First, for you not-so-old-timers
Tascam introduced a range
of products, from compact four-track sync tape recorders to the
cool looking slide-fader consoles, all priced considerably lower
than the big stuff (Neve, Ampex, MCI, etc). This gear used hi-fi
RCA style connectors and had output of 10dBM instead of the
usual professional standard output of balanced +4dB.
And, all of this gear eventually merged together as the big boys
made increasingly more cost-effective units while the little guys
made bigger and bigger units. The end result was much greater availability
of real recording gear that in turn brought a significant
magnitude increase in the number of people in the audio production
field.
Computer-based audio recording, in effect, has already had the same
impact by enabling anyone possessing a computer outfitted with a
sound card and A/D and D/A, along with some software, to build an
effective (if limited) project recording studio.
However, these tools have been hobbled from the outset - many of
them were designed before computers were really ready to do the
job properly and/or they were designed by great programmers who
were not so great (or not at all) recording engineers.
Yet if you invest enough time and money in these tools, you can
still produce very good recordings and do things with automation
and processing that were almost (if not completely) impossible just
a few years ago outside of a world-class studio. While the existing
main players in the desktop recording/production market all have
good products and strong organizations, they also have a lot of
legacy baggage in their hardware, their software - and especially
- their user interfaces.
Enter Apple.
Its purchase of Emagic,
combined with other technologies acquired over the past few years,
hold the potential to totally remake and expand the industry once
again.
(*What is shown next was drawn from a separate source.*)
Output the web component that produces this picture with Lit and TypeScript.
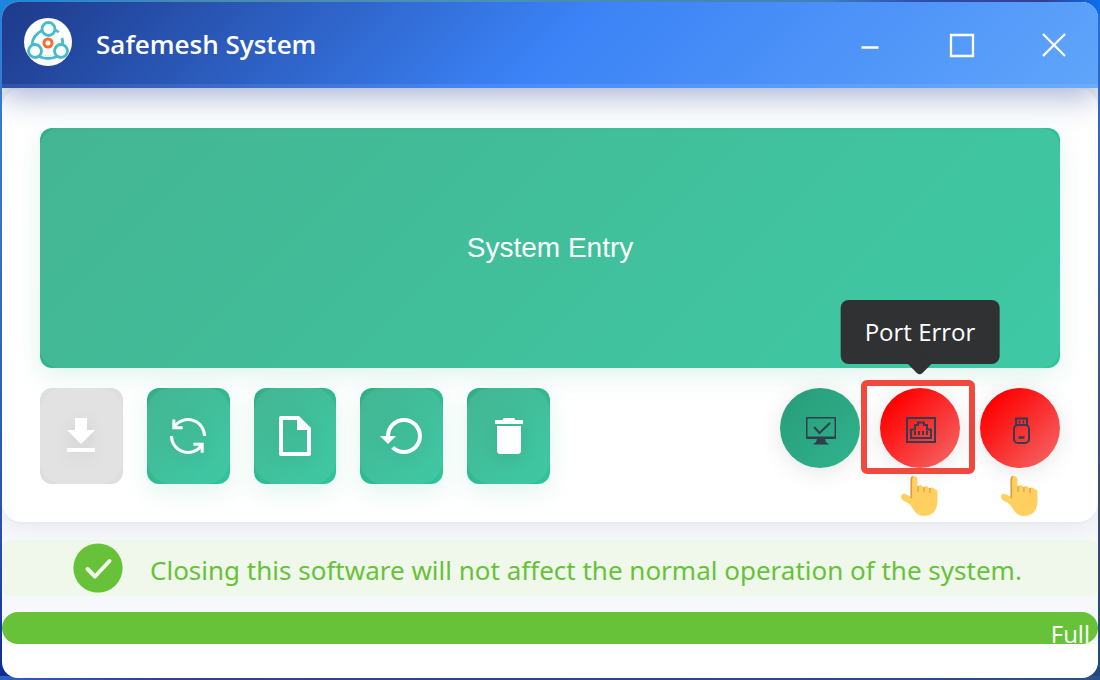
import { LitElement, html, css, svg } from "lit";
import { customElement } from "lit/decorators.js";

const logo = svg`<svg class="logo" viewBox="0 0 48 48" aria-hidden="true">
  <circle cx="24" cy="24" r="24" fill="#fff"/>
  <g fill="none" stroke="#45bccb" stroke-width="2.800">
    <path d="M18 12.500Q8.500 17.500 8 27M31 12Q33.500 12.500 34.500 14.500M38 20Q39 23 38.500 27M15 38.500Q24 42.500 33 38.500"/>
    <circle cx="24.500" cy="11" r="6.500"/><circle cx="11" cy="33" r="6.500"/><circle cx="37" cy="33" r="6.500"/>
  </g>
  <circle cx="24" cy="25" r="4" fill="none" stroke="#ff6a2c" stroke-width="3"/>
</svg>`;

const tools = [
  { label: "Download", disabled: true, icon: svg`<path fill="currentColor" d="M19 9h-4V3H9v6H5l7 7zM5 18v2h14v-2z"/>` },
  { label: "Refresh", disabled: false, icon: svg`<path fill="none" stroke="currentColor" stroke-width="1.500" d="M3.700 12a8.300 8.300 0 0 0 15 4.800M20.300 12A8.300 8.300 0 0 0 5.300 7.200M4.900 3.700v4.200h4.400M14.700 16.100h4.400v4.300"/>` },
  { label: "New file", disabled: false, icon: svg`<path fill="currentColor" d="M14 2H5c-.600 0-1 .400-1 1v18c0 .600.400 1 1 1h14c.600 0 1-.400 1-1V8l-6-6zM6 20V4h7v5h5v11H6z"/>` },
  { label: "Restore", disabled: false, icon: svg`<path fill="currentColor" d="M13 3a9 9 0 0 0-9 9H1l4 4 4-4H6c0-3.870 3.130-7 7-7s7 3.130 7 7-3.130 7-7 7c-1.930 0-3.680-.790-4.940-2.060l-1.420 1.420A8.950 8.950 0 0 0 13 21a9 9 0 0 0 0-18z"/>` },
  { label: "Delete", disabled: false, icon: svg`<path fill="currentColor" d="M6 19.500c0 .800.700 1.500 1.500 1.500h9c.800 0 1.500-.700 1.500-1.500V7H6zM19 4h-3.800l-.600-1H9.400l-.600 1H5v2h14z"/>` },
];

const monitor = svg`<path fill="currentColor" fill-rule="evenodd" d="M2 1h28q1 0 1 1v20q0 1-1 1H20l1 3 3 2.500H8L11 26l1-3H2q-1 0-1-1V2q0-1 1-1zM2.500 2.500v18h27v-18z"/><path d="M9 11l5.500 6L25 7" fill="none" stroke="currentColor" stroke-width="2"/>`;
const port = svg`<g fill="none" stroke="currentColor" stroke-width="2"><path d="M2 2h28v24H2z"/><path d="M6 22V13.500h4V9h3V6.500h6V9h3v4.500h4V22z"/><path d="M10 15v4M14 15v4M18 15v4M22 15v4"/></g>`;
const usb = svg`<g fill="none" stroke="currentColor" stroke-width="2"><path d="M11 9V2.500h11V9"/><rect x="9" y="9" width="15" height="18" rx="4"/><path d="M13.500 21.500h6" stroke-width="2.500"/><path d="M14.500 4.500v3M18.500 4.500v3" stroke-width="1.500"/></g>`;

const hand = svg`<svg class="hand" viewBox="0 0 40 42" aria-hidden="true">
  <path fill="#ffd05f" d="M12 22V4.500Q12 1 15 1t3.500 3.500V12q1-2 3-2t3 2.500q1-2 3-1.500t2.500 2.500q1-1.500 3-1t3 2q2.500-.500 2.500 3v8Q38 41 25 41q-7 0-11-7-3-6-8-7.500Q2 25 2 21q1-3 4-2t6 3z"/>
  <path fill="none" stroke="#df9a3c" stroke-width="1.700" d="M12.300 23V4Q12.500 1.800 14 1.500"/>
  <path fill="none" stroke="#e9a845" stroke-width="1.500" d="M19 11v6M25 12v5M31 13v5"/>
</svg>`;

@customElement("app-root")
export class AppRoot extends LitElement {
  static styles = css`
    :host {
      display: block;
      box-sizing: border-box;
      min-height: 100vh;
      padding: 2px;
      background: linear-gradient(90deg, #2f5fbe 0%, #35418f 15%, #2f478f 80%, #2a5288 100%) bottom / 100% 4px no-repeat,
        linear-gradient(90deg, #1c85e0 0, #4a8bb0 20%, #4a90b8 45%, #4080b8 75%, #2f50b0 83%, #353f90 95%, #0a6ff0 100%) top / 100% 16px no-repeat,
        linear-gradient(180deg, #2f80dd, #3a75c0 30%, #2950a8 80%, #0a2a95) left / 50% 100% no-repeat,
        linear-gradient(180deg, #2470e0, #3a62a5 30%, #34506f 75%, #1f4a80) right / 50% 100% no-repeat;
      font-family: "Open Sans", "Noto Sans", sans-serif;
    }
    * { box-sizing: border-box; }
    button { border: 0; margin: 0; padding: 0; font: inherit; color: inherit; background: none; cursor: pointer; }
    .window {
      display: flex;
      flex-direction: column;
      min-height: calc(100vh - 4px);
      border-radius: 16px;
      overflow: hidden;
      background: #fff;
    }
    .titlebar {
      display: flex;
      align-items: center;
      height: 86px;
      padding: 0 14px 6px 22px;
      color: #fff;
      background: linear-gradient(135deg, #1e3a8a 0%, #3b82f6 50%, #60a5fa 100%);
      box-shadow: inset 0 -4px rgba(255, 255, 255, 0.08), 0 8px 32px rgba(30, 58, 138, 0.4);
      position: relative;
      z-index: 1;
    }
    .logo { width: 48px; height: 48px; }
    .title { flex: 1; margin: 4px 0 0 24px; font-size: 26px; font-weight: 600; line-height: 36px; }
    .controls { display: flex; gap: 32px; margin-top: 6px; }
    .control { display: grid; place-items: center; width: 60px; height: 48px; }
    .control svg { width: 28px; height: 28px; }
    .body { background: #f7f8fb; }
    .card {
      padding: 40px 38px 38px;
      border-radius: 20px;
      background: #fff;
      box-shadow: 0 2px 2px rgba(0, 0, 0, 0.02), 0 4px 24px rgba(0, 0, 0, 0.07);
    }
    .action {
      position: relative;
      color: #fff;
      border-radius: 12px;
      background: linear-gradient(135deg, #32ae88, #30c59b);
      box-shadow: 0 8px 24px rgba(52, 190, 150, 0.15);
      overflow: hidden;
      isolation: isolate;
    }
    .action::before {
      content: "";
      position: absolute;
      inset: 0;
      z-index: -1;
      border-radius: 24px;
      background: linear-gradient(135deg, #44b592, #3ec9a4);
      box-shadow: 0 0 2px #3abb96;
    }
    .entry { display: block; width: 100%; height: 240px; font: 28px/32px "Liberation Sans", Arial, sans-serif; }
    .entry::before { border-radius: 20px; }
    .row { display: flex; justify-content: space-between; align-items: flex-start; margin-top: 20px; }
    .tools { display: grid; grid-template-columns: repeat(5, 1fr); gap: 24px; width: 50%; }
    .tool { display: grid; place-items: center; height: 96px; }
    .tool svg { width: 48px; height: 48px; filter: drop-shadow(0 4px 8px rgba(0, 0, 0, 0.08)); }
    .tool:disabled { color: #fff; background: #dedede; box-shadow: none; cursor: default; }
    .tool:disabled::before { background: #e2e2e2; box-shadow: none; }
    .states { display: flex; gap: 20px; }
    .state { position: relative; }
    .light {
      display: grid;
      place-items: center;
      width: 80px;
      height: 80px;
      padding: 6px 0 0 2px;
      border-radius: 50%;
      color: #303e50;
      background: linear-gradient(135deg, #ff0000 15%, #f56060 90%);
      box-shadow: 0 4px 24px rgba(0, 0, 0, 0.1);
    }
    .light.ok { background: linear-gradient(135deg, #289c78, #2fb48e); }
    .light svg { width: 32px; height: 30px; }
    .hand { position: absolute; top: 87px; left: 19px; width: 40px; height: 42px; }
    .frame { position: absolute; inset: -8px -15px -6px -19px; border: 6px solid #f1493e; border-radius: 6px; pointer-events: none; }
    .tooltip {
      position: absolute;
      bottom: 104px;
      left: 50%;
      transform: translateX(-50%);
      padding: 14px 24px;
      border-radius: 8px;
      color: #fff;
      background: #303133;
      font-size: 24px;
      line-height: 36px;
      white-space: nowrap;
    }
    .tooltip::after {
      content: "";
      position: absolute;
      left: 50%;
      bottom: -8px;
      width: 18px;
      height: 18px;
      margin-left: -9px;
      border-radius: 0 0 4px 0;
      background: #303133;
      transform: rotate(45deg);
    }
    .notice {
      display: flex;
      align-items: center;
      gap: 26px;
      height: 56px;
      margin: 18px 0 16px;
      padding-left: 70px;
      border-radius: 8px;
      color: #67c23a;
      background: #f0f8eb;
      font-family: "Noto Sans", "Open Sans", sans-serif;
      font-size: 26px;
      line-height: 40px;
      white-space: nowrap;
    }
    .notice svg { width: 52px; height: 52px; flex: none; }
    .notice p { margin: 4px 0 0; }
    .progress { height: 32px; border-radius: 16px; background: #67c23a; color: #fff; text-align: right; padding: 6px 8px 0; font-size: 24px; line-height: 32px; }
  `;

  render() {
    return html`
      <main class="window">
        <header class="titlebar">
          ${logo}
          <div class="title">Safemesh System</div>
          <div class="controls">
            <button class="control" aria-label="Minimize"><svg viewBox="0 0 28 28"><path d="M5.500 16.500h17" stroke="#fff" stroke-width="2.500"/></svg></button>
            <button class="control" aria-label="Maximize"><svg viewBox="0 0 28 28"><path d="M3 4h22v21H3z" fill="none" stroke="#fff" stroke-width="2.300"/></svg></button>
            <button class="control" aria-label="Close"><svg viewBox="0 0 28 28"><path d="M3 3l22 22M25 3L3 25" stroke="#fff" stroke-width="2.300"/></svg></button>
          </div>
        </header>
        <div class="body">
          <section class="card">
            <button class="action entry">System Entry</button>
            <div class="row">
              <div class="tools">
                ${tools.map((t) => html`<button class="action tool" aria-label=${t.label} ?disabled=${t.disabled}><svg viewBox="0 0 24 24">${t.icon}</svg></button>`)}
              </div>
              <div class="states">
                <div class="state"><button class="light ok" aria-label="System status"><svg viewBox="0 0 32 30">${monitor}</svg></button></div>
                <div class="state">
                  <button class="light" aria-label="Port status" aria-describedby="port-tip"><svg viewBox="0 0 32 30">${port}</svg></button>
                  <div class="frame"></div>
                  ${hand}
                  <div class="tooltip" id="port-tip" role="tooltip">Port Error</div>
                </div>
                <div class="state"><button class="light" aria-label="USB status"><svg viewBox="0 0 32 30">${usb}</svg></button>${hand}</div>
              </div>
            </div>
          </section>
          <div class="notice" role="status">
            <svg viewBox="0 0 52 52" aria-hidden="true"><circle cx="26" cy="26" r="24.600" fill="#67c23a"/><path d="M15.500 27l7.500 7.500L37.500 19" fill="none" stroke="#f0f8eb" stroke-width="4" stroke-linecap="round" stroke-linejoin="round"/></svg>
            <p>Closing this software will not affect the normal operation of the system.</p>
          </div>
          <div class="progress" role="progressbar" aria-valuenow="100" aria-valuemin="0" aria-valuemax="100" aria-label="Progress">Full</div>
        </div>
      </main>
    `;
  }
}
That is, if Apple - in a reasonable amount of time - can
bring to market a family of software products with open hardware,
file and plug-in architectures.
Apple has not always managed to profit and succeed with its attempts
to expand technology and markets in the past - remember the logic
board-based DSP of the Quadra AV systems, hypercard
multimedia software, and Geo-Port, not to mention the Newton and
the Cube. But the company has been on a roll lately in terms of
adding specialty technology and products with their world-leading
user interface design, industrial design and quality control. Its
resulted in a series of software that has re-created segment after
segment of application products.
Apple bought the rights/code from Soundjam and it was the basis
of iTunes, with the new iPhoto doing it again for digital photography.
iMovie / Final Cut Pro (based on Apple's purchase of Macromedia
Inc.'s video-editing operation) and iDVD / DVD Studio Pro (based
on technology purchased from Astarte GmbH) are even more interesting
and applicable to the current discussion because they have truly
recreated the big market for desktop video production. In fact,
this has been done at two levels.
At the consumer level, iMovie - included free with all new Macs
and of course supplied with all necessary hardware as standard or
an option - has brought thousands and maybe even millions of new
users into the market for home or pro light video production.
Their bigger siblings - Final Cut Pro and DVD Studio Pro- have taken
over the middle ground and are even putting pressure on the higher
end as computer power continues to increase while software continues
to be refined.
The Emagic deal makes Apples direction clear: The company
intends to make the Mac and OS X the dominate platform for the creative
market, and they see that market as all media, including audio.
We can expect that Apple will roll out a marketing campaign over
the next few years (or sooner), saying if you do audio, you
need a Mac. This will expand the market and make desktop audio
perhaps as pervasive as desktop publishing is today.